After this patch the allocated size will be rounded up to a 64-byte
boundary, instead of to a power of two. This means for an initial size
of 4096 only 4160 bytes get allocated.

Previously only the base-2 logarithm of the size was stored, which could
be stored in a single 8-bit integer. Now that the size isn't always a
power of two we need to use more bits to store it. As the size is always
a multiple of 64 the low six bits are not needed, and so we can use the
same approach that the pool resources already use of storing the base-2
logarithm of the alignment in the low bits that are not used for the
size. To avoid code duplication, a new aligned_size<N> helper class is
introduced by this patch, which is then used by both the pool resources'
big_block type and the monotonic_buffer_resource::_Chunk type.

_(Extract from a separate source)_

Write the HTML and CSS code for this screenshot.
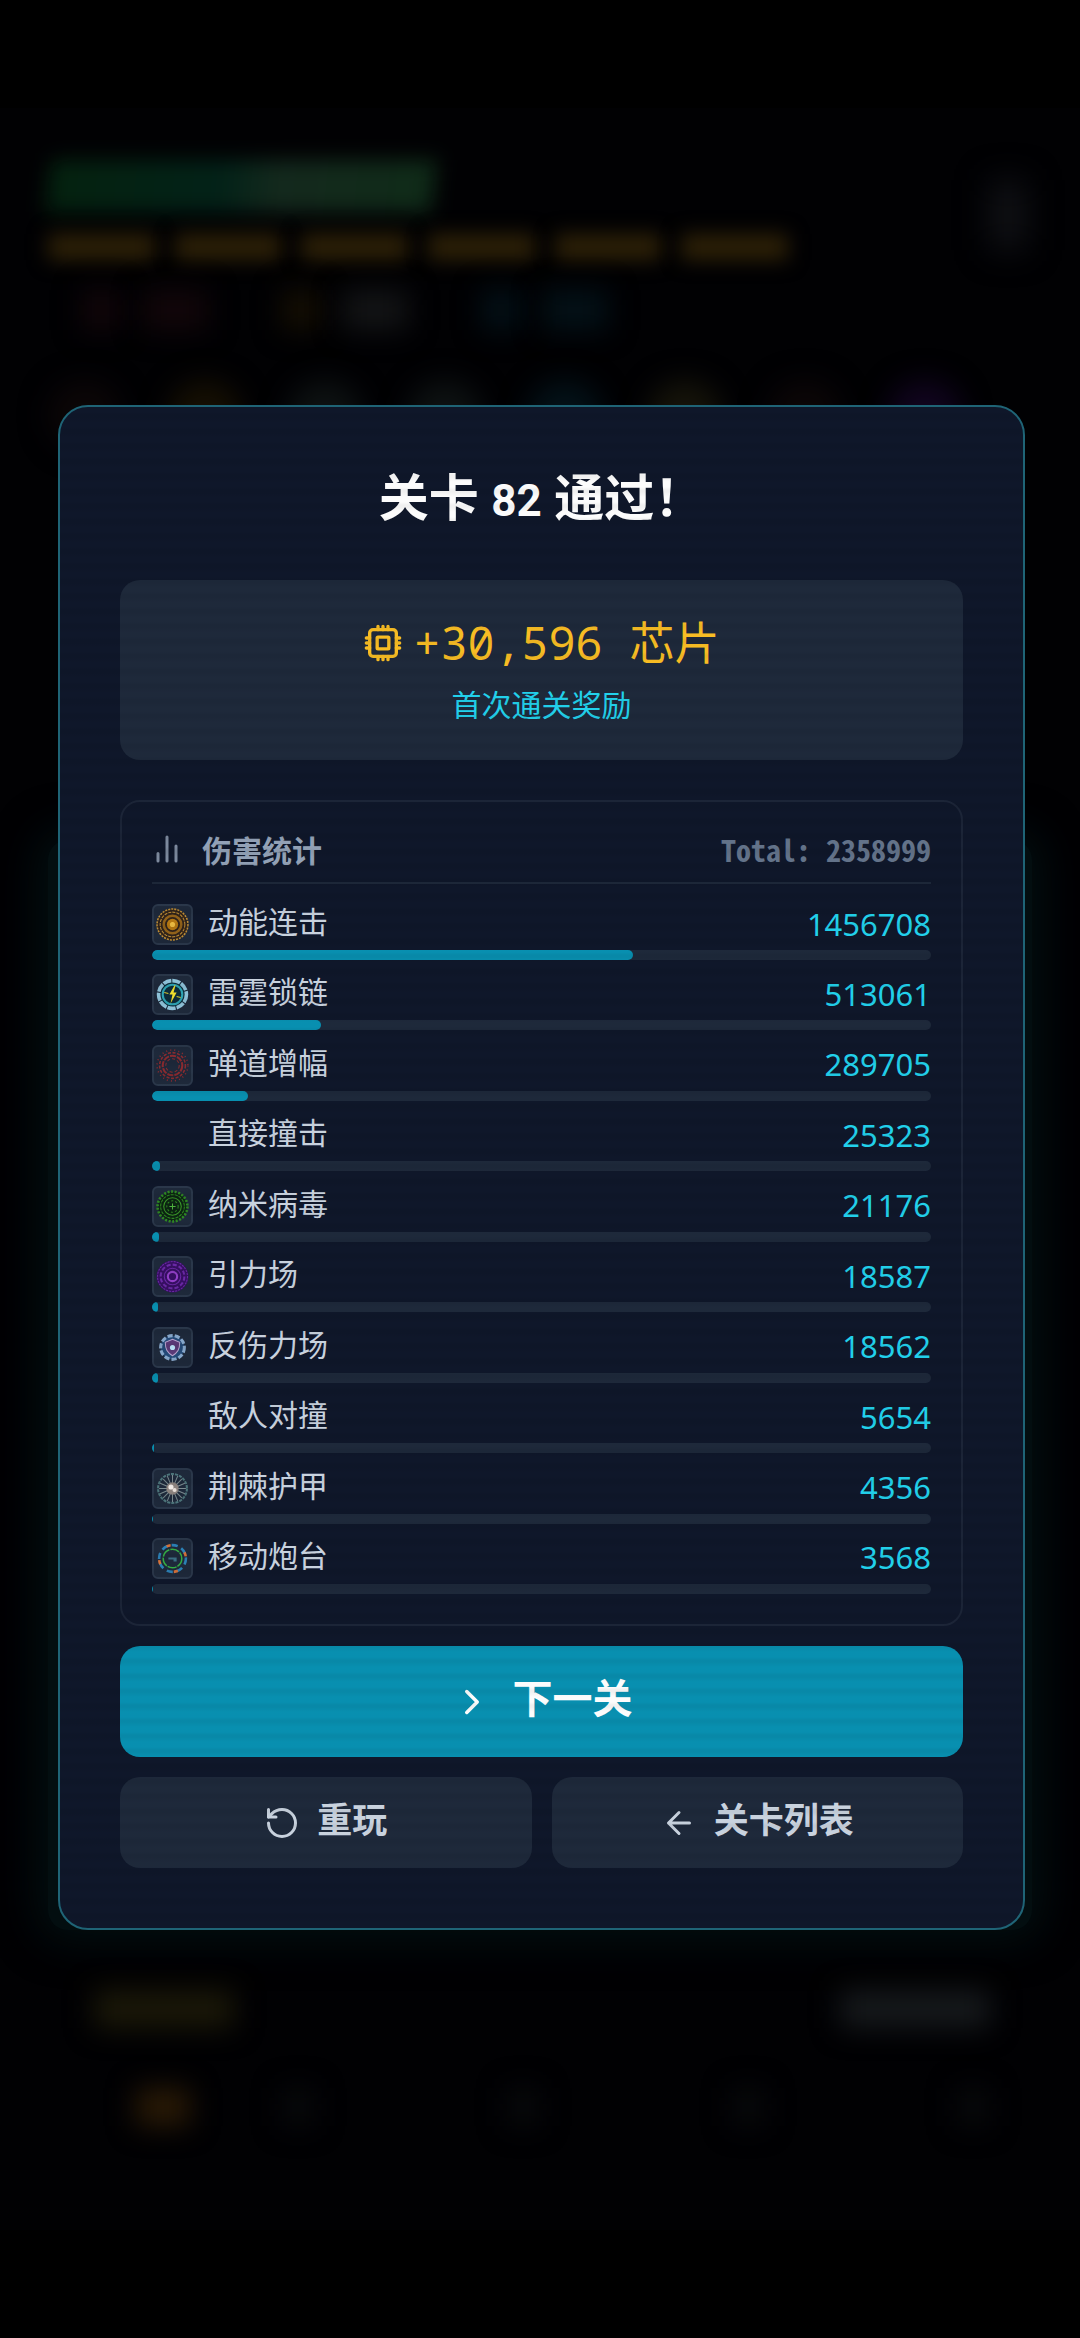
FILE: index.html
```html
<!DOCTYPE html>
<html lang="zh-CN">
<head>
<meta charset="utf-8">
<meta name="viewport" content="width=device-width, initial-scale=1">
<title>关卡 82 通过！</title>
<link rel="stylesheet" href="styles.css">
</head>
<body>
<div class="game" aria-hidden="true">
  <div class="hud">
    <div class="hud-bars">
      <div class="health"></div>
      <div class="shields"><i></i><i></i><i></i><i></i><i></i><i></i></div>
    </div>
    <div class="pause"></div>
  </div>
  <div class="counters"><i class="red"></i><i class="red wide"></i><i class="gold gap"></i><i class="grey wide"></i><i class="blue gap"></i><i class="blue wide"></i></div>
  <div class="orbs"><i class="red"></i><i class="gold"></i><i class="grey"></i><i class="grey"></i><i class="blue"></i><i class="sand"></i><i class="red"></i><i class="purple"></i></div>
  <div class="arena"></div>
  <div class="wave"><i class="sand"></i><i class="grey"></i></div>
  <div class="track"><i class="orange"></i><i></i><i></i><i></i><i></i></div>
</div>

<main class="overlay">
  <section class="modal" role="dialog" aria-labelledby="result-title">
    <h1 class="title" id="result-title">关卡 <span class="level">82</span> 通过！</h1>

    <div class="reward">
      <p class="amount">
        <svg class="icon-chip" viewBox="0 0 24 24" aria-hidden="true"><rect x="4" y="4" width="16" height="16" rx="2"/><rect x="8.5" y="8.5" width="7" height="7" rx="0.5"/><path d="M9 2v2M12 2v2M15 2v2M9 20v2M12 20v2M15 20v2M20 9h2M20 12h2M20 15h2M2 9h2M2 12h2M2 15h2"/></svg>
        <span>+30,596 芯片</span>
      </p>
      <p class="bonus">首次通关奖励</p>
    </div>

    <div class="stats">
      <div class="stats-head">
        <svg class="icon-bars" viewBox="2 2 20 20" aria-hidden="true"><path d="M18 20V10M12 20V4M6 20v-5"/></svg>
        <h2 class="stats-title">伤害统计</h2>
        <span class="total">Total: 2358999</span>
      </div>
      <ul class="rows">
        <li class="row">
          <div class="line"><span class="tile"><svg viewBox="0 0 32 32"><circle cx="16" cy="16" r="15" fill="#30231a"/><g fill="none" stroke="#c08e36"><circle cx="16" cy="16" r="15" stroke-width="1.5" stroke-dasharray="2 1"/><circle cx="16" cy="16" r="12" stroke-dasharray="3 1"/><circle cx="16" cy="16" r="8.5" stroke-width="2.5" stroke="#93631a"/></g><circle cx="16" cy="16" r="5.5" fill="#b77912"/><circle cx="16" cy="16" r="2.5" fill="#f2c044"/></svg></span><span class="name">动能连击</span><span class="value">1456708</span></div>
          <div class="bar"><div class="fill" style="width:61.75%"></div></div>
        </li>
        <li class="row">
          <div class="line"><span class="tile"><svg viewBox="0 0 32 32"><circle cx="16" cy="16" r="13" fill="#0d2c3a"/><circle cx="16" cy="16" r="13.5" fill="none" stroke="#8fc3da" stroke-width="3.5" stroke-dasharray="8 1"/><circle cx="16" cy="16" r="9.5" fill="none" stroke="#2fa6b6" stroke-width="2"/><path d="M18 7l-5 9h3l-2 9 6-11h-3l2-7z" fill="#f1e02e"/><path d="M8 14l4 1M20 18l4 1" stroke="#d4c82e"/></svg></span><span class="name">雷霆锁链</span><span class="value">513061</span></div>
          <div class="bar"><div class="fill" style="width:21.75%"></div></div>
        </li>
        <li class="row">
          <div class="line"><span class="tile"><svg viewBox="0 0 32 32"><g fill="none" stroke="#8c2b30"><circle cx="16" cy="16" r="15" stroke-width="1.5" stroke-dasharray="1 3"/><circle cx="16" cy="16" r="12.5" stroke-width="1.5" stroke-dasharray="3 1.5"/><circle cx="16" cy="16" r="9.5" stroke-width="2" stroke-dasharray="6 1"/><circle cx="16" cy="16" r="6.5" stroke-dasharray="3 2"/></g></svg></span><span class="name">弹道增幅</span><span class="value">289705</span></div>
          <div class="bar"><div class="fill" style="width:12.28%"></div></div>
        </li>
        <li class="row">
          <div class="line"><span class="tile blank"></span><span class="name">直接撞击</span><span class="value">25323</span></div>
          <div class="bar"><div class="fill" style="width:1.07%"></div></div>
        </li>
        <li class="row">
          <div class="line"><span class="tile"><svg viewBox="0 0 32 32"><circle cx="16" cy="16" r="14" fill="#0b2412"/><g fill="none" stroke="#2f8a22"><circle cx="16" cy="16" r="14.5" stroke-width="2.5" stroke-dasharray="2 1.5"/><circle cx="16" cy="16" r="11.5" stroke-dasharray="3 1"/><circle cx="16" cy="16" r="8.5" stroke="#3c9a2a"/><circle cx="16" cy="16" r="5.5" stroke-dasharray="2 2"/></g><path d="M16 13v6M13 16h6" stroke="#4eb33e"/></svg></span><span class="name">纳米病毒</span><span class="value">21176</span></div>
          <div class="bar"><div class="fill" style="width:0.9%"></div></div>
        </li>
        <li class="row">
          <div class="line"><span class="tile"><svg viewBox="0 0 32 32"><circle cx="16" cy="16" r="15.5" fill="#370f63"/><g fill="none" stroke="#6c2aa8"><circle cx="16" cy="16" r="14.5" stroke-dasharray="2 1"/><circle cx="16" cy="16" r="11.5" stroke-width="2" stroke-dasharray="4 2"/><circle cx="16" cy="16" r="8"/><circle cx="16" cy="16" r="4.5" stroke="#9340c9" stroke-width="2"/></g></svg></span><span class="name">引力场</span><span class="value">18587</span></div>
          <div class="bar"><div class="fill" style="width:0.79%"></div></div>
        </li>
        <li class="row">
          <div class="line"><span class="tile"><svg viewBox="0 0 32 32"><circle cx="16" cy="16" r="11.5" fill="#244a78" stroke="#88a9cd" stroke-width="3" stroke-dasharray="5 2"/><path d="M16 8l7 3c0 7-2 10-7 13-5-3-7-6-7-13z" fill="#5b3a78" stroke="#b7a5cf"/><circle cx="16" cy="16" r="2.5" fill="#bfe9ff"/></svg></span><span class="name">反伤力场</span><span class="value">18562</span></div>
          <div class="bar"><div class="fill" style="width:0.79%"></div></div>
        </li>
        <li class="row">
          <div class="line"><span class="tile blank"></span><span class="name">敌人对撞</span><span class="value">5654</span></div>
          <div class="bar"><div class="fill" style="width:0.24%"></div></div>
        </li>
        <li class="row">
          <div class="line"><span class="tile"><svg viewBox="0 0 32 32"><circle cx="16" cy="16" r="14" fill="none" stroke="#4d757b" stroke-width="2" stroke-dasharray="3 1"/><path d="M16 3v26M3 16h26M7 7l18 18M25 7L7 25M11 4l10 24M21 4L11 28M4 11l24 10M4 21l24-10" stroke="#7c8c91"/><circle cx="16" cy="16" r="6" fill="#8d8480"/><circle cx="14.5" cy="14.5" r="2.5" fill="#f2ece8"/><circle cx="18" cy="17.5" r="2" fill="#e8e0da"/></svg></span><span class="name">荆棘护甲</span><span class="value">4356</span></div>
          <div class="bar"><div class="fill" style="width:0.18%"></div></div>
        </li>
        <li class="row">
          <div class="line"><span class="tile"><svg viewBox="0 0 32 32"><g fill="none"><circle cx="16" cy="16" r="13" stroke="#2c82b8" stroke-width="2.5" stroke-dasharray="6 4"/><circle cx="16" cy="16" r="13" stroke="#d9733a" stroke-width="2.5" stroke-dasharray="4 16" stroke-dashoffset="5"/><circle cx="16" cy="16" r="9" stroke="#35b045" stroke-width="1.5" stroke-dasharray="9 1"/></g><path d="M12 15h8v2h-8zM17 17h3v2h-3z" fill="#3d7186"/></svg></span><span class="name">移动炮台</span><span class="value">3568</span></div>
          <div class="bar"><div class="fill" style="width:0.15%"></div></div>
        </li>
      </ul>
    </div>

    <div class="actions">
      <button class="btn btn-next" type="button"><svg viewBox="0 0 24 24" aria-hidden="true"><path d="M9 18l6-6-6-6"/></svg><span>下一关</span></button>
      <button class="btn" type="button"><svg viewBox="0 0 24 24" aria-hidden="true"><path d="M3 12a9 9 0 1 0 9-9 9.75 9.75 0 0 0-6.74 2.74L3 8"/><path d="M3 3v5h5"/></svg><span>重玩</span></button>
      <button class="btn" type="button"><svg viewBox="0 0 24 24" aria-hidden="true"><path d="M12 19l-7-7 7-7M19 12H5"/></svg><span>关卡列表</span></button>
    </div>
  </section>
</main>
</body>
</html>
```
FILE: styles.css
```css
* { box-sizing: border-box; }

body {
  margin: 0;
  min-height: 100vh;
  position: relative;
  overflow-x: hidden;
  background: #000;
  color: #fff;
  font-family: "Noto Sans CJK SC", sans-serif;
}

h1, h2, p, ul { margin: 0; padding: 0; }
ul { list-style: none; }

/* Blurred, dimmed game screen behind the dialog */
.game {
  position: absolute;
  inset: 108px 0;
  padding: 52px 48px 46px;
  display: flex;
  flex-direction: column;
  overflow: hidden;
  background: #010103;
}
.game i { display: block; filter: blur(14px); }
.hud { display: flex; justify-content: space-between; }
.hud-bars { width: 740px; }
.health {
  width: 386px;
  height: 52px;
  background: linear-gradient(90deg, #04220f, #032218 45%, #14291d 60%, #0f2b18);
  transform: skewX(-6deg);
  filter: blur(10px);
}
.shields { display: flex; gap: 20px; margin-top: 22px; }
.shields i { width: 108px; height: 26px; background: #2e2107; filter: blur(10px); }
.pause { width: 36px; height: 70px; margin: 20px 6px 0 0; background: #101115; filter: blur(16px); }
.counters { display: flex; gap: 22px; margin: 30px 34px 0; }
.counters i { width: 38px; height: 40px; }
.counters .wide { width: 66px; }
.counters .gap { margin-left: 52px; }
.orbs { display: flex; gap: 46px; margin-top: 50px; }
.orbs i { width: 74px; height: 70px; border-radius: 50%; }
.red { background: #12060a; }
.gold { background: #150f03; }
.grey { background: #131416; }
.blue { background: #031118; }
.sand { background: #1b1808; }
.purple { background: #10041e; }
.orbs .red { background: #0b0607; }
.orbs .grey { background: #0d1112; }
.orbs .sand { background: #15130a; }
.arena {
  flex: 1;
  margin: 390px 0 0;
  border-radius: 20px;
  background: #030e10;
  box-shadow: 0 0 40px 12px #030e10;
}
.wave { display: flex; justify-content: space-between; padding: 60px 42px 0 46px; }
.wave i { width: 140px; height: 38px; }
.wave .grey { width: 150px; background: #16191c; }
.track { display: flex; padding: 60px 0 58px 88px; }
.track i { width: 32px; height: 38px; background: #08090b; }
.track i + i { margin-left: 193px; }
.track .orange { width: 54px; background: #2a1a06; }
.track .orange + i { margin-left: 92px; }

.overlay {
  position: relative;
  min-height: 100vh;
  display: flex;
  flex-direction: column;
  justify-content: center;
  padding: 20px 55px 23px 58px;
}

/* Dialog with faint scan lines laid over its whole face */
.modal {
  position: relative;
  border: 2px solid #1f6476;
  border-radius: 30px;
  padding: 60px;
  background: #0f172a;
  overflow: hidden;
}
.modal::after {
  content: "";
  position: absolute;
  inset: 0;
  pointer-events: none;
  background: repeating-linear-gradient(rgba(0, 0, 0, 0.01) 0 5px, rgba(0, 0, 0, 0.06) 8px 10px, rgba(0, 0, 0, 0.01) 15px);
}

.title {
  margin-bottom: 47px;
  text-align: center;
  font: 700 50px/64px Roboto, "Noto Sans CJK SC", sans-serif;
}
.level { font-size: 44px; }

.reward {
  margin-bottom: 40px;
  padding: 30px;
  border-radius: 20px;
  background: #1e293b;
  text-align: center;
}
.amount {
  display: flex;
  justify-content: center;
  align-items: center;
  gap: 10px;
  color: #fbbf24;
  font: 400 45px/66px "Noto Sans Mono", "DejaVu Sans Mono", "Noto Sans CJK SC", monospace;
}
.bonus { color: #22d3ee; font-size: 30px; line-height: 54px; }

svg { display: block; flex: none; }
.icon-chip { width: 40px; height: 40px; fill: none; stroke: currentColor; stroke-width: 2; stroke-linecap: round; stroke-linejoin: round; }

.stats {
  margin-bottom: 20px;
  padding: 30px;
  border: 2px solid #1c2538;
  border-radius: 20px;
}
.stats-head {
  display: flex;
  align-items: center;
  gap: 20px;
  margin-bottom: 20px;
  padding-bottom: 16px;
  border-bottom: 2px solid #1e293b;
  line-height: 34px;
}
.icon-bars { width: 30px; height: 30px; fill: none; stroke: #7e8b9f; stroke-width: 2; stroke-linecap: round; }
.stats-title { flex: 1; color: #94a3b8; font-size: 30px; font-weight: 700; }
.total { color: #64748b; font: 700 30px/34px "Noto Sans Mono CJK SC", "DejaVu Sans Mono", monospace; }

.rows { min-height: 690px; display: flex; flex-direction: column; justify-content: space-between; }
.line { display: flex; align-items: center; gap: 15px; margin-bottom: 5px; }
.tile {
  width: 41px;
  height: 41px;
  padding: 2px;
  border: 2px solid #2b384b;
  border-radius: 6px;
  background: #1e293b;
}
.blank { visibility: hidden; }
.name { flex: 1; padding-bottom: 8px; color: #cbd5e1; font-size: 30px; line-height: 33px; }
.value { padding-bottom: 2px; color: #22d3ee; font: 400 31px/38px "Noto Sans", sans-serif; }
.bar { height: 10px; border-radius: 5px; overflow: hidden; background: #1e293b; }
.fill { height: 100%; border-radius: 5px; background: #0891b2; }

.actions { display: grid; grid-template-columns: 1fr 1fr; gap: 20px; }
.btn {
  display: flex;
  justify-content: center;
  align-items: center;
  gap: 17px;
  padding: 20px;
  border: 0;
  border-radius: 20px;
  background: #1e293b;
  color: #cbd5e1;
  font: 700 35px/41px "Noto Sans CJK SC", sans-serif;
}
.btn span { padding-bottom: 10px; }
.btn svg { width: 36px; height: 36px; fill: none; stroke: currentColor; stroke-width: 2; stroke-linecap: round; stroke-linejoin: round; }
.btn-next { grid-column: 1 / -1; gap: 20px; padding: 25px; background: #0891b2; color: #fff; font-size: 40px; line-height: 51px; }
.btn-next svg { width: 42px; height: 42px; }
```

Originally the big_block type used two bit-fields to store the size and
alignment in the space of a single size_t member. The aligned_size type
uses a single size_t member and uses masks and bitwise operations to
manipulate the size and alignment values. This results in better code
than the old version, because the bit-fields weren't optimally ordered
for little endian architectures, so the alignment was actually stored in
the high bits, not the unused low bits, requiring additional shifts to
calculate the values. Using bitwise operations directly avoids needing
to reorder the bit-fields depending on the endianness.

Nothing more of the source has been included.